Вы отмахиваетесь? Не хотите слушать эти эзотерические байки? Ну, я же вовсе не берусь утверждать, что сам как рассказчик, благополучно добравшийся до конца истории, вправду почувствовал бы себя способным и на это... н-да, вероятно, я бы потерпел неудачу с таким утешением, но попытаться попытался бы. Потому что в конце истории, точнее в ее недрах, я, как никогда в жизни, убежден: все человеческие усилия имеют смысл.
Мания величия, говорите? Возможно, вы правы. Но разве всякое притязание дать чему-то имя, разговорить не имеет касательства к этой мании и не может кончиться как всякая мания — падением в бездну? Ведь — увы, увы! — если попытка терпит неудачу, и язык оборачивается против тебя самого, и ни одна фраза, ни одно описание не желают принимать форму, если все сплошь неудачно и требует переделки, снова и снова, то меня самого охватывает такое смятение, такая растерянность, что я нуждаюсь в утешении ничуть не меньше какого-нибудь скорбящего на площадке тибетской башни.
Ах, вам это знакомо? Знакомо, стало быть.
И вы спрашиваете зачем?
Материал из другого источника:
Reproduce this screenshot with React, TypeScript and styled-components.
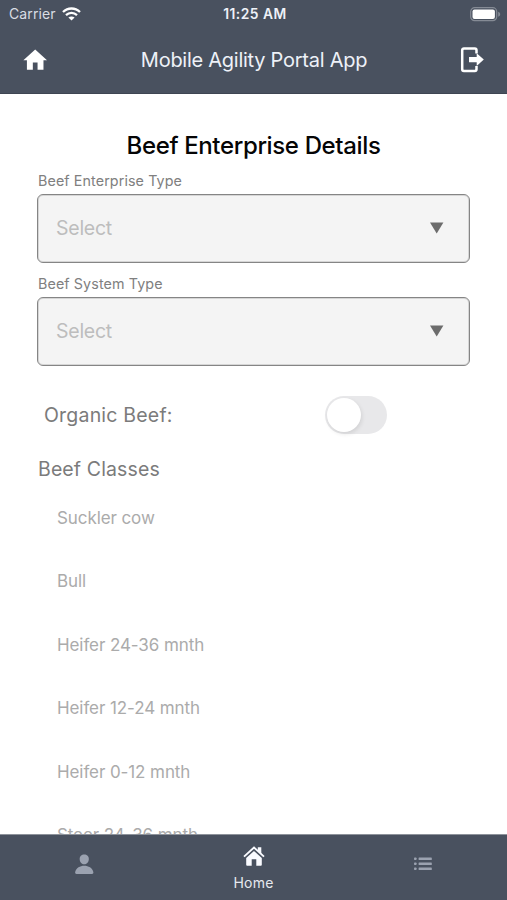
import React from "react";
import styled, { createGlobalStyle } from "styled-components";
import { IoPerson } from "react-icons/io5";

const GlobalStyle = createGlobalStyle`
  * { box-sizing: border-box; }
  body { margin: 0; background: #fff; font-family: Inter, "Liberation Sans", sans-serif; }
`;

const Screen = styled.div`
  width: 507px;
  height: 900px;
  display: flex;
  flex-direction: column;
  overflow: hidden;
  background: #fff;
`;

const Top = styled.header`
  flex: none;
  height: 94px;
  background: #49515f;
  border-bottom: 1px solid #3e4552;
  color: #eef1f8;
`;

const StatusBar = styled.div`
  height: 28px;
  display: grid;
  grid-template-columns: 1fr auto 1fr;
  align-items: center;
  padding: 0 6px 0 9px;
  font-size: 14px;
  line-height: 28px;
`;

const Carrier = styled.div`
  display: flex;
  align-items: center;
  gap: 6px;
  letter-spacing: 0.1px;
  color: #d9dde4;
`;

const Clock = styled.div`
  font-weight: 600;
  font-size: 13.8px;
  letter-spacing: 0.5px;
`;

const BatterySlot = styled.div`
  display: flex;
  justify-content: flex-end;
`;

const NavBar = styled.div`
  height: 64px;
  display: grid;
  grid-template-columns: 60px 1fr 60px;
  align-items: center;
  padding: 0 20px 0 21px;
`;

const NavTitle = styled.h1`
  margin: 0;
  text-align: center;
  font-weight: 400;
  font-size: 20px;
  line-height: 24px;
  letter-spacing: -0.26px;
  white-space: nowrap;
`;

const NavAction = styled.div<{ $end?: boolean }>`
  display: flex;
  justify-content: ${(p) => (p.$end ? "flex-end" : "flex-start")};
  padding-right: ${(p) => (p.$end ? "3px" : "0")};
`;

const Content = styled.main`
  flex: 1;
  min-height: 0;
  overflow: hidden;
  padding: 37px 37px 0 37px;
`;

const Heading = styled.h2`
  margin: 0 0 12px;
  text-align: center;
  font-weight: 500;
  font-size: 24px;
  line-height: 30px;
  letter-spacing: -0.36px;
  color: #050505;
`;

const Field = styled.div`
  height: 103px;
`;

const Label = styled.div`
  height: 21px;
  padding-left: 1px;
  font-size: 14.3px;
  line-height: 16px;
  letter-spacing: 0.1px;
  color: #808080;
`;

const SelectBox = styled.div`
  height: 69px;
  display: flex;
  align-items: center;
  justify-content: space-between;
  padding: 0 25px 2px 18px;
  border: 1px solid #858585;
  border-radius: 6px;
  background: #f4f4f4;
  box-shadow: inset 0 0 0 1px #d6d6d6;
  font-size: 19.5px;
  letter-spacing: -0.25px;
  color: #bdbdbd;
`;

const Arrow = styled.svg`
  display: block;
`;

const ToggleRow = styled.div`
  height: 40px;
  margin-top: 16px;
  display: flex;
  align-items: center;
  padding-left: 7px;
`;

const ToggleLabel = styled.div`
  width: 281px;
  font-size: 19.5px;
  letter-spacing: 0.2px;
  color: #7b7b7b;
`;

const Track = styled.div`
  width: 62px;
  height: 38px;
  padding: 2px;
  border-radius: 19px;
  background: #e8e8ea;
`;

const Thumb = styled.div`
  width: 34px;
  height: 34px;
  border-radius: 50%;
  background: #fff;
  box-shadow: 1px 2px 4px rgba(0, 0, 0, 0.1);
`;

const Section = styled.h3`
  margin: 20px 0 0;
  padding-left: 1px;
  height: 28px;
  font-weight: 400;
  font-size: 19.5px;
  line-height: 28px;
  letter-spacing: 0.12px;
  color: #7b7b7b;
`;

const ClassList = styled.ul`
  margin: 3px 0 0;
  padding: 0 0 0 20px;
  list-style: none;
`;

const ClassItem = styled.li`
  height: 63.4px;
  font-size: 17px;
  line-height: 64px;
  letter-spacing: -0.09px;
  color: #ababab;
`;

const TabBar = styled.nav`
  flex: none;
  height: 66px;
  display: grid;
  grid-template-columns: repeat(3, 1fr);
  background: #49515f;
  border-top: 1px solid #8e939b;
`;

const Tab = styled.div<{ $top: number; $active?: boolean }>`
  display: flex;
  flex-direction: column;
  align-items: center;
  padding-top: ${(p) => p.$top}px;
  color: ${(p) => (p.$active ? "#fafbff" : "#9ba2b0")};
`;

const TabLabel = styled.span`
  margin-top: 8px;
  font-size: 14px;
  line-height: 18px;
  letter-spacing: 0.2px;
  color: #e6e9ef;
`;

const classes = [
  "Suckler cow",
  "Bull",
  "Heifer 24-36 mnth",
  "Heifer 12-24 mnth",
  "Heifer 0-12 mnth",
  "Steer 24-36 mnth",
];

const WifiIcon = () => (
  <svg width="19" height="14" viewBox="0 0 19 14" fill="none" stroke="#fff" strokeWidth="2.3">
    <path d="M1 5C5.8 .3 13.2 .3 18 5" />
    <path d="M4 8.2c3.2-3 7.8-3 11 0" />
    <path d="M9.5 13.6 6.4 10.5c1.8-1.5 4.4-1.500 6.200 0z" fill="#fff" stroke="none" />
  </svg>
);

const BatteryIcon = () => (
  <svg width="31" height="15" viewBox="0 0 31 15">
    <rect x=".7" y=".7" width="26" height="13" rx="4" fill="none" stroke="#858b95" strokeWidth="1.2" />
    <rect x="2.5" y="2.5" width="22.4" height="9.400" rx="2" fill="#fff" />
    <path d="M28.200 4.700v5c1.300-.4 2-1.400 2-2.500s-.7-2.100-2-2.500z" fill="#858b95" />
  </svg>
);

const HomeIcon = () => (
  <svg width="28.4" height="28.4" viewBox="0 0 24 24" fill="#fff">
    <path d="M10 20v-6h4v6h5v-8h3L12 3 2 12h3v8z" />
  </svg>
);

const LogoutIcon = () => (
  <svg width="26" height="28" viewBox="0 0 26 28">
    <path
      d="M18.500 7.500V4.200a1.700 1.700 0 0 0-1.700-1.700H5.900a1.700 1.700 0 0 0-1.700 1.700v19a1.700 1.700 0 0 0 1.700 1.700h10.900a1.700 1.700 0 0 0 1.700-1.700V20"
      fill="none"
      stroke="#fff"
      strokeWidth="2.500"
    />
    <path d="M11 10.900h7.700V7.300L25.800 13.600l-7.100 6.300v-3.600H11z" fill="#fff" />
  </svg>
);

const TabHomeIcon = () => (
  <svg width="22" height="20" viewBox="0 0 22 20">
    <path d="M14.800 1.200h3.500v7l-3.500-3.300z" fill="currentColor" />
    <path d="M1 10.600 11 1.500l10 9.100" fill="none" stroke="currentColor" strokeWidth="1.900" />
    <path d="M11 5.100l7.800 7V18.800a.9.900 0 0 1-.9.900h-4.600v-6.400H8.700v6.400H4.100a.9.900 0 0 1-.9-.9v-6.700z" fill="currentColor" />
  </svg>
);

const ListIcon = () => (
  <svg width="18" height="14" viewBox="0 0 18 14" fill="currentColor">
    {[0.5, 5.5, 10.500].map((y) => (
      <g key={y}>
        <rect x="0" y={y} width="2.600" height="2.600" rx=".8" />
        <rect x="4.600" y={y} width="13.200" height="2.600" rx=".6" />
      </g>
    ))}
  </svg>
);

const SelectField = ({ label }: { label: string }) => (
  <Field>
    <Label>{label}</Label>
    <SelectBox>
      Select
      <Arrow width="15" height="12" viewBox="0 0 15 12">
        <path d="M1 .5h13.400L7.700 11.500z" fill="#6c6c6c" />
      </Arrow>
    </SelectBox>
  </Field>
);

export default function App() {
  return (
    <Screen>
      <GlobalStyle />
      <Top>
        <StatusBar>
          <Carrier>
            Carrier
            <WifiIcon />
          </Carrier>
          <Clock>11:25 AM</Clock>
          <BatterySlot>
            <BatteryIcon />
          </BatterySlot>
        </StatusBar>
        <NavBar>
          <NavAction>
            <HomeIcon />
          </NavAction>
          <NavTitle>Mobile Agility Portal App</NavTitle>
          <NavAction $end>
            <LogoutIcon />
          </NavAction>
        </NavBar>
      </Top>
      <Content>
        <Heading>Beef Enterprise Details</Heading>
        <SelectField label="Beef Enterprise Type" />
        <SelectField label="Beef System Type" />
        <ToggleRow>
          <ToggleLabel>Organic Beef:</ToggleLabel>
          <Track>
            <Thumb />
          </Track>
        </ToggleRow>
        <Section>Beef Classes</Section>
        <ClassList>
          {classes.map((name) => (
            <ClassItem key={name}>{name}</ClassItem>
          ))}
        </ClassList>
      </Content>
      <TabBar>
        <Tab $top={18}>
          <IoPerson size={22.5} />
        </Tab>
        <Tab $top={11} $active>
          <TabHomeIcon />
          <TabLabel>Home</TabLabel>
        </Tab>
        <Tab $top={22}>
          <ListIcon />
        </Tab>
      </TabBar>
    </Screen>
  );
}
Зачем вся эта каббалистика? Зачем литература, зачем рассказы? И спрашиваете именно меня? Не говоря уже о том, что любая история, нашедшая хотя бы один голос и одно ухо, наверняка плюет на оправдания, — едва ли можно независимо от времени и места сказать, какова будет первоочередная реакция на рассказ: ясность? успокоение, утешение, веселость? политические отставки?
Продекламируйте какое-нибудь стихотворение или прозаический отрывок (если угодно, хоть прокричите, почему бы и нет?) на ближайшем углу, потом по эту и по ту сторону какой-нибудь границы, укрепленной колючей проволокой и минными полями, потом в мечети, в паломнической церкви, в театре либо на так называемом партийном съезде — и протест, ярость, скука или восторг проявятся совершенно по-разному. Воздействие, производимое повествовательной или поэтической работой в разных общественных и исторических сферах, сам ее автор — за исключением единичных скандальных случаев — ни предусмотреть, ни тем паче предопределить не в состоянии.
Рассказчик, писатель, поэт может только следовать своим замыслам — художественным, всепоглощающим, а если угодно, и воспитательным, и политическим, — но что получится из результата его труда, тем более по окончании его собственной жизненной истории, не поддается планированию. На что способна литература, что на нее возложено, какие просветительские, эстетические или же чисто развлекательные задачи она может выполнять, раз и навсегда, по-видимому, установить нельзя, все это непрерывно меняется — с каждой границей, с каждым языковым пространством, страной, захолустьем и во все времена.